KBRT – Desa Botoputih, Kecamatan Bendungan, dikenal sebagai sentra penghasil susu sapi di Kabupaten Trenggalek. Sejak awal tahun 2010, beternak sapi perah telah menjadi mata pencaharian utama bagi sebagian besar warga desa yang terletak di lereng perbukitan ini.
Di balik geliat ekonomi yang tumbuh dari hasil susu segar, warga Botoputih berharap pemerintah daerah dapat memberi perhatian khusus untuk pengembangan pengolahan susu, agar hasil produksi tidak lagi dijual mentah ke luar daerah.
Salah satu peternak, Nur Ikhsan asal Dusun Jambi, mengaku telah menekuni usaha sapi perah sejak 2008 dengan sistem bagi hasil atau “gado” sebagai modal awal.
“Kalau sekarang sudah lumayan. Dulu waktu baru belajar ya belum bisa maksimal karena sambil jalan. Seandainya Botoputih ini bisa mengolah susu sendiri kan lebih bagus, peluang pekerjaan juga bisa bertambah,” ujarnya.
Ikhsan kini memiliki enam ekor sapi, dengan tiga di antaranya dalam masa laktasi. Setiap ekor sapi mampu menghasilkan 12 hingga 15 liter susu per hari. Dari hasil penjualan susu, ia memperoleh keuntungan bersih sekitar Rp1 juta per ekor setiap bulan.
Harga jual susu segar, kata Ikhsan, kini berada di kisaran Rp7.600 hingga Rp7.800 per liter, sempat turun hingga Rp6.500 ketika wabah Penyakit Mulut dan Kuku (PMK) melanda.
“Waktu ada PMK itu berat. Banyak sapi mati, untung saya tidak. Tapi sempat jual sapi bunting tujuh bulan cuma laku dua juta, padahal kalau normal bisa sampai dua puluh juta,” katanya.
Menurut Ikhsan, jumlah peternak sapi perah di Dusun Jambi semakin banyak. Beberapa di antaranya bahkan memiliki puluhan hingga ratusan ekor sapi. Namun, ia menilai potensi ekonomi besar itu belum diimbangi dengan fasilitas pengolahan susu di daerah.
“Selama ini hasil dari sini per bulannya miliaran rupiah, tapi semua dijual mentah keluar daerah. Kalau Trenggalek punya tempat pengolahan sendiri, kan hasilnya bisa kembali ke daerah,” tegasnya.
Hal senada disampaikan oleh peternak lainnya, Wasis Abidin, yang juga berasal dari Dusun Jambi. Ia menuturkan, keberadaan sapi perah telah meningkatkan taraf hidup masyarakat Botoputih, meski keuntungan usaha belum maksimal.

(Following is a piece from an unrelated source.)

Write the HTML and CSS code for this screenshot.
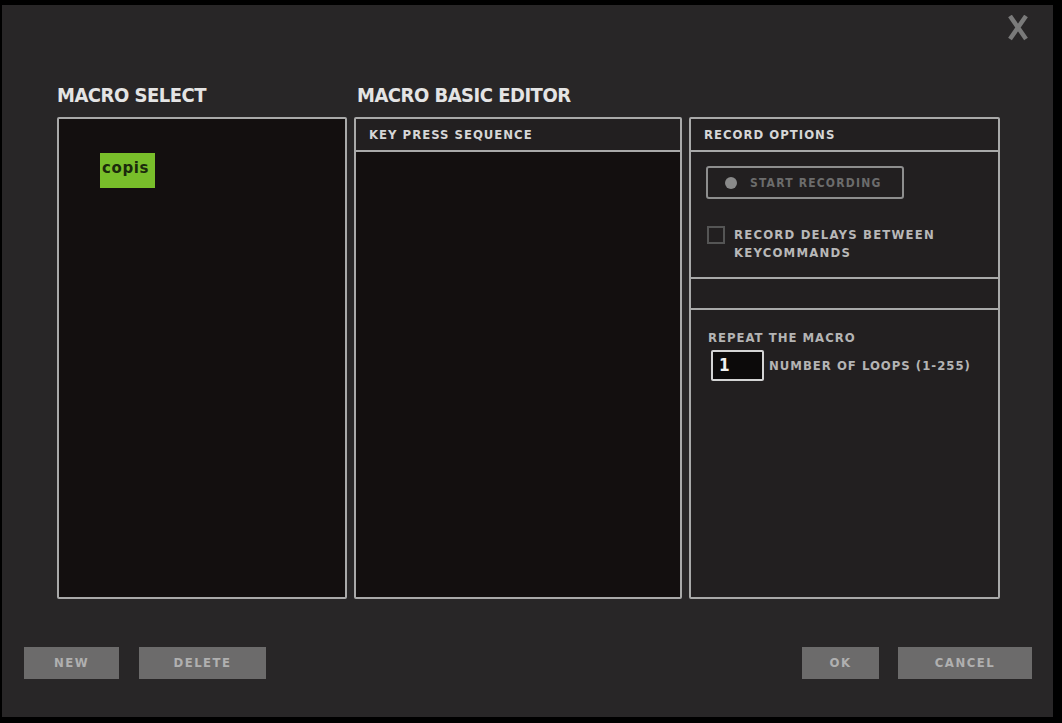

“Semenjak ada sapi perah, ekonomi warga memang naik. Tapi kalau secara bisnis masih belum untung besar, karena pakan mahal sementara harga susu tetap,” jelasnya.
Wasis memiliki lima ekor sapi dengan satu ekor di antaranya sedang produktif menghasilkan rata-rata 15 liter susu per hari. Ia mengungkapkan, biaya pakan cukup memberatkan, terutama untuk konsentrat yang kini mencapai harga Rp420.000 per kwintal.
“Sapi per ekor bisa habis tiga kwintal konsentrat per bulan. Kalau belum laktasi ya belum dikasih. Makanya saya juga jadi pengepul untuk nambah pemasukan,” katanya.
Wasis menilai, keberadaan pabrik pengolahan susu di Trenggalek sangat dibutuhkan agar peternak tidak hanya menjual bahan mentah.
“Belum ada yang jual susu matang di sini. Kalau ada yang mau bimbing ya kami siap belajar, biar bisa jual dalam kemasan. Petani bisa sejahtera kalau pakan turun dan harga susu naik,” ujarnya.